▶ **TASK**:
Your output is the lines from the first one to the one containing "<st-title>For the Year", repeated exactly, with images left out.

▶ **PROVIDED MATERIAL**:
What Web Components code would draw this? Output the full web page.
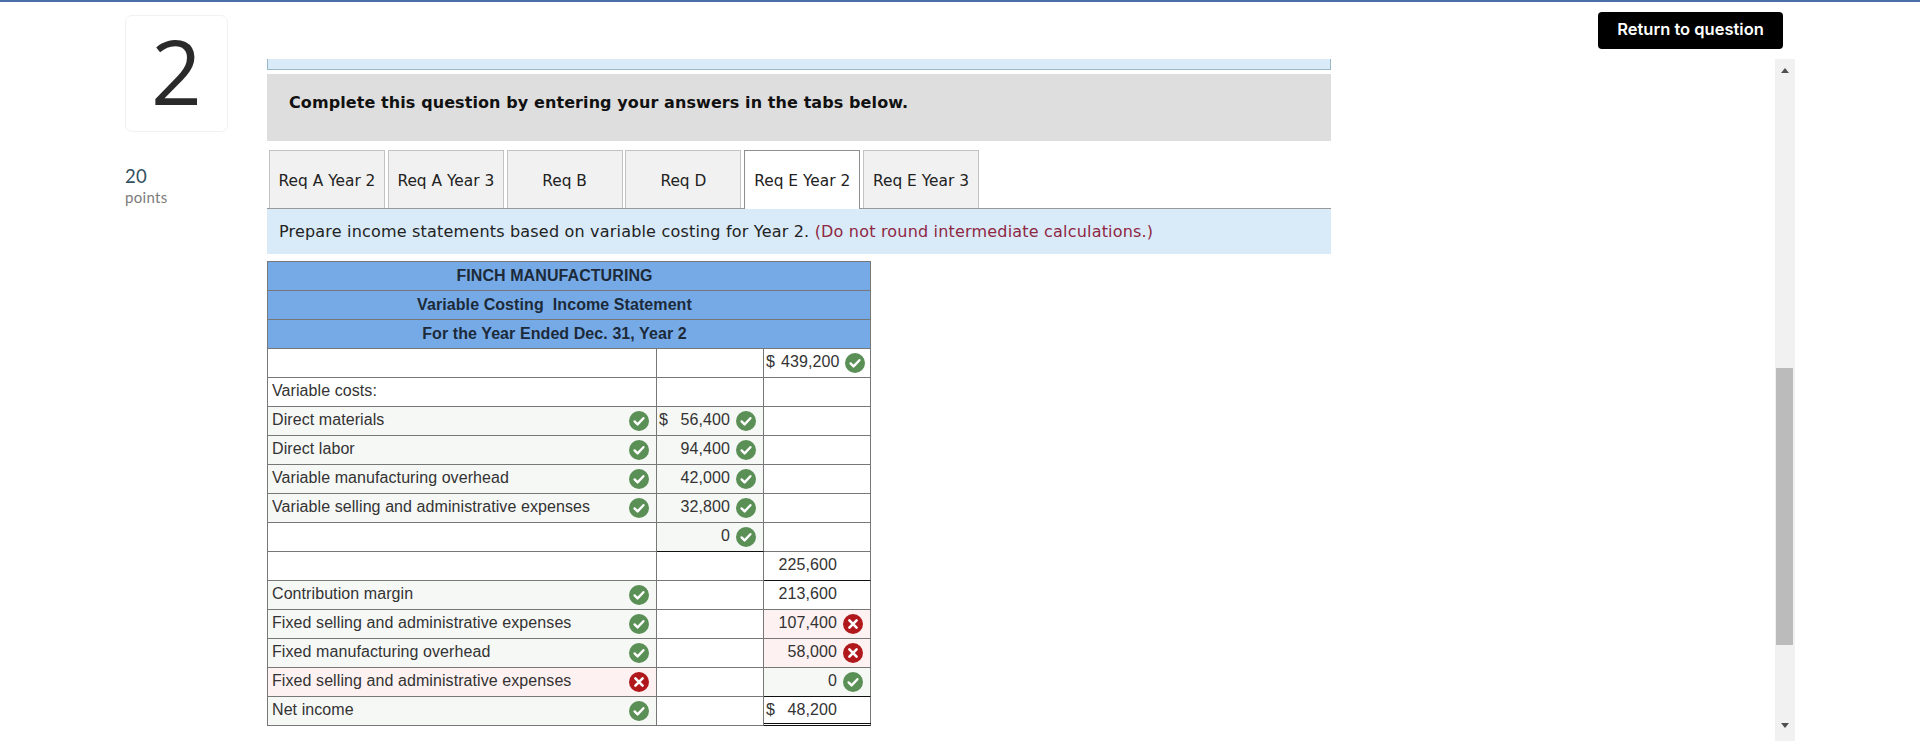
<!DOCTYPE html>
<html><head><meta charset="utf-8"><title>Question 2</title>
<style>html,body{margin:0;padding:0;background:#fff}body{font-family:"DejaVu Sans",sans-serif;overflow:hidden}</style></head>
<body>
<q-page>
  <q-side slot="side" num="2" points="20"></q-side>
  <q-prompt>Complete this question by entering your answers in the tabs below.</q-prompt>
  <q-tabs>
    <q-tab>Req A Year 2</q-tab><q-tab>Req A Year 3</q-tab><q-tab>Req B</q-tab><q-tab>Req D</q-tab><q-tab active>Req E Year 2</q-tab><q-tab>Req E Year 3</q-tab>
  </q-tabs>
  <q-note>Prepare income statements based on variable costing for Year 2. <span style="color:#8f2743">(Do not round intermediate calculations.)</span></q-note>
  <st-table>
    <st-title>FINCH MANUFACTURING</st-title>
    <st-title>Variable Costing&nbsp; Income Statement</st-title>
    <st-title>For the Year Ended Dec. 31, Year 2</st-title>

    <st-cell label></st-cell><st-cell></st-cell><st-cell mark="ok" plain cur="$">439,200</st-cell>
    <st-cell label>Variable costs:</st-cell><st-cell></st-cell><st-cell></st-cell>
    <st-cell label mark="ok">Direct materials</st-cell><st-cell mark="ok" cur="$">56,400</st-cell><st-cell></st-cell>
    <st-cell label mark="ok">Direct labor</st-cell><st-cell mark="ok">94,400</st-cell><st-cell></st-cell>
    <st-cell label mark="ok">Variable manufacturing overhead</st-cell><st-cell mark="ok">42,000</st-cell><st-cell></st-cell>
    <st-cell label mark="ok">Variable selling and administrative expenses</st-cell><st-cell mark="ok">32,800</st-cell><st-cell></st-cell>
    <st-cell label></st-cell><st-cell mark="ok" rule="single">0</st-cell><st-cell></st-cell>
    <st-cell label></st-cell><st-cell></st-cell><st-cell gutter rule="single">225,600</st-cell>
    <st-cell label mark="ok">Contribution margin</st-cell><st-cell></st-cell><st-cell gutter>213,600</st-cell>
    <st-cell label mark="ok">Fixed selling and administrative expenses</st-cell><st-cell></st-cell><st-cell mark="bad">107,400</st-cell>
    <st-cell label mark="ok">Fixed manufacturing overhead</st-cell><st-cell></st-cell><st-cell mark="bad">58,000</st-cell>
    <st-cell label mark="bad">Fixed selling and administrative expenses</st-cell><st-cell></st-cell><st-cell mark="ok" rule="single">0</st-cell>
    <st-cell label mark="ok">Net income</st-cell><st-cell></st-cell><st-cell gutter cur="$" rule="double">48,200</st-cell>
  </st-table>
  <q-return slot="aside">Return to question</q-return>
  <q-scroll slot="aside"></q-scroll>
</q-page>
<script>
function def(name, css, html, extra){
  customElements.define(name, class extends HTMLElement{
    constructor(){super();const r=this.attachShadow({mode:"open"});r.innerHTML="<style>"+css+"</style>"+html;}
    connectedCallback(){ if(extra) extra.call(this,this.shadowRoot); }
  });
}
def("q-page",
 `:host{display:block}
  .top{height:2px;background:#4a6fa8}
  .wrap{display:flex;align-items:flex-start;padding-left:125px;height:739px;overflow:hidden}
  .main{width:1064px;margin-left:39px;padding-top:57px;flex:none}
  .aside{margin-left:267px;width:197px;flex:none;display:flex;flex-direction:column;align-items:flex-end;padding-top:10px}`,
 `<div class="top"></div><div class="wrap"><slot name="side"></slot><div class="main"><slot></slot></div><div class="aside"><slot name="aside"></slot></div></div>`);
def("q-side",
 `:host{display:block;width:103px;flex:none;padding-top:13px;color:#33505f}
  .card{box-sizing:border-box;height:117px;border:1px solid #f1f1f1;border-radius:7px;display:flex;align-items:center;justify-content:center;padding-bottom:6px;font:400 89px/1 "Open Sans",sans-serif;color:#2a2a2a}
  .pts{margin-top:33px;font:400 18.5px/22px Lato,sans-serif;letter-spacing:.2px}
  .lbl{font:400 15px/20px Lato,sans-serif;color:#7b7b7b;letter-spacing:.3px}`,
 `<div class="card" id="n"></div><div class="pts" id="p"></div><div class="lbl">points</div>`,
 function(r){r.getElementById("n").textContent=this.getAttribute("num");r.getElementById("p").textContent=this.getAttribute("points");});
def("q-prompt",
 `:host{display:block}
  .strip{height:10px;background:#d9ebf9;border:solid #9ab8c6;border-width:0 1px 1px 1px}
  .band{margin-top:4px;height:67px;background:#dedede;display:flex;align-items:center;padding-left:22px;padding-bottom:11px;box-sizing:border-box;font:700 16px "DejaVu Sans",Verdana,sans-serif;letter-spacing:.09px;color:#111}`,
 `<div class="strip"></div><div class="band"><slot></slot></div>`);
def("q-tabs",
 `:host{display:flex;gap:2.8px;margin-top:9px;padding-left:2px;height:58px;border-bottom:1px solid #999}`,
 `<slot></slot>`);
def("q-tab",
 `:host{display:flex;box-sizing:border-box;width:116px;height:58px;padding-top:3px;align-items:center;justify-content:center;background:#f1f1f1;border:1px solid #c2c2c2;border-bottom:0;font:15.4px "DejaVu Sans",Verdana,sans-serif;color:#222;white-space:nowrap}
  :host([active]){background:#fff;border-color:#8f8f8f;height:59px;padding-bottom:1px;position:relative}`,
 `<slot></slot>`);
def("q-note",
 `:host{display:flex;align-items:center;box-sizing:border-box;height:45px;background:#d9ebf9;padding-left:12px;font:16px "DejaVu Sans",Verdana,sans-serif;letter-spacing:.19px;color:#222;white-space:pre-wrap}`,
 `<div><slot></slot></div>`);
def("st-table",
 `:host{display:block;margin-top:7px;width:604px}
  .g{display:grid;grid-template-columns:389px 107px 107px;border-left:1px solid #777;border-top:1px solid #777;width:604px;box-sizing:border-box}`,
 `<div class="g"><slot></slot></div>`);
def("st-title",
 `:host{grid-column:1 / -1;display:flex;box-sizing:border-box;height:29px;align-items:center;justify-content:center;padding-right:29px;padding-bottom:1px;background:#76aae7;border-right:1px solid #777;border-bottom:1px solid #777;font:700 16px "Liberation Sans",Arial,sans-serif;letter-spacing:.08px;color:#1c2a3a}`,
 `<slot></slot>`);
const OK=`<svg width="20" height="20" viewBox="0 0 20 20"><circle cx="10" cy="10" r="10" fill="#5a8f56"/><path d="M5.6 10.4l3 3 5.8-6.2" fill="none" stroke="#fff" stroke-width="2.4" stroke-linecap="round" stroke-linejoin="round"/></svg>`;
const BAD=`<svg width="20" height="20" viewBox="0 0 20 20"><circle cx="10" cy="10" r="10" fill="#b0181c"/><path d="M6.4 6.4l7.2 7.2M13.6 6.4l-7.2 7.2" fill="none" stroke="#fff" stroke-width="2.6" stroke-linecap="round"/></svg>`;
def("st-cell",
 `:host{display:flex;position:relative;box-sizing:border-box;height:29px;align-items:center;border-right:1px solid #777;border-bottom:1px solid #777;padding:0 7px 0 2px;font:16px/20px "Liberation Sans",Arial,sans-serif;letter-spacing:.08px;color:#333;white-space:nowrap;gap:6px}
  :host([label]){padding-left:4px}
  :host([mark="ok"]){background:#f6f8f6}
  :host([mark="bad"]){background:#fdf1f1}
  :host([plain]){background:#fff}
  :host([rule="single"]),:host([rule="double"]){border-bottom-color:#111}
  .cur{flex:none;margin-top:-2px}
  .cur:empty{display:none}
  .txt{margin-left:auto;margin-top:-2px}
  :host([label]) .txt{margin-left:0;margin-right:auto}
  .ic{width:20px;height:20px;flex:none;display:none}
  :host([mark]) .ic,:host([gutter]) .ic{display:block}
  .dbl{display:none;position:absolute;left:0;right:-1px;bottom:1px;height:1px;background:#111}
  :host([rule="double"]) .dbl{display:block}`,
 `<span class="cur" id="c"></span><span class="txt"><slot></slot></span><span class="ic" id="i"></span><span class="dbl"></span>`,
 function(r){
   const m=this.getAttribute("mark");
   if(m) r.getElementById("i").innerHTML=m==="ok"?OK:BAD;
   r.getElementById("c").textContent=this.getAttribute("cur")||"";
 });
def("q-return",
 `:host{display:flex;box-sizing:border-box;width:185px;height:37px;margin-right:12px;padding-bottom:3px;align-items:center;justify-content:center;background:#000;color:#fff;border-radius:4px;font:600 16.5px Inter,sans-serif;white-space:nowrap}`,
 `<slot></slot>`);
def("q-scroll",
 `:host{display:flex;flex-direction:column;align-items:center;box-sizing:border-box;width:20px;height:682px;margin-top:10px;background:#f1f1f1}
  .u{margin-top:9px;width:0;height:0;border:4.5px solid transparent;border-top:0;border-bottom:5px solid #505050}
  .th{margin-top:295px;width:17px;height:277px;background:#bbb;align-self:flex-start;margin-left:1px}
  .d{margin-top:auto;margin-bottom:13px;width:0;height:0;border:4.5px solid transparent;border-bottom:0;border-top:5px solid #505050}`,
 `<div class="u"></div><div class="th"></div><div class="d"></div>`);
</script>
</body></html>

▶ **FULL RESPONSE**:
What Web Components code would draw this? Output the full web page.
<!DOCTYPE html>
<html><head><meta charset="utf-8"><title>Question 2</title>
<style>html,body{margin:0;padding:0;background:#fff}body{font-family:"DejaVu Sans",sans-serif;overflow:hidden}</style></head>
<body>
<q-page>
  <q-side slot="side" num="2" points="20"></q-side>
  <q-prompt>Complete this question by entering your answers in the tabs below.</q-prompt>
  <q-tabs>
    <q-tab>Req A Year 2</q-tab><q-tab>Req A Year 3</q-tab><q-tab>Req B</q-tab><q-tab>Req D</q-tab><q-tab active>Req E Year 2</q-tab><q-tab>Req E Year 3</q-tab>
  </q-tabs>
  <q-note>Prepare income statements based on variable costing for Year 2. <span style="color:#8f2743">(Do not round intermediate calculations.)</span></q-note>
  <st-table>
    <st-title>FINCH MANUFACTURING</st-title>
    <st-title>Variable Costing&nbsp; Income Statement</st-title>
    <st-title>For the Year Ended Dec. 31, Year 2</st-title>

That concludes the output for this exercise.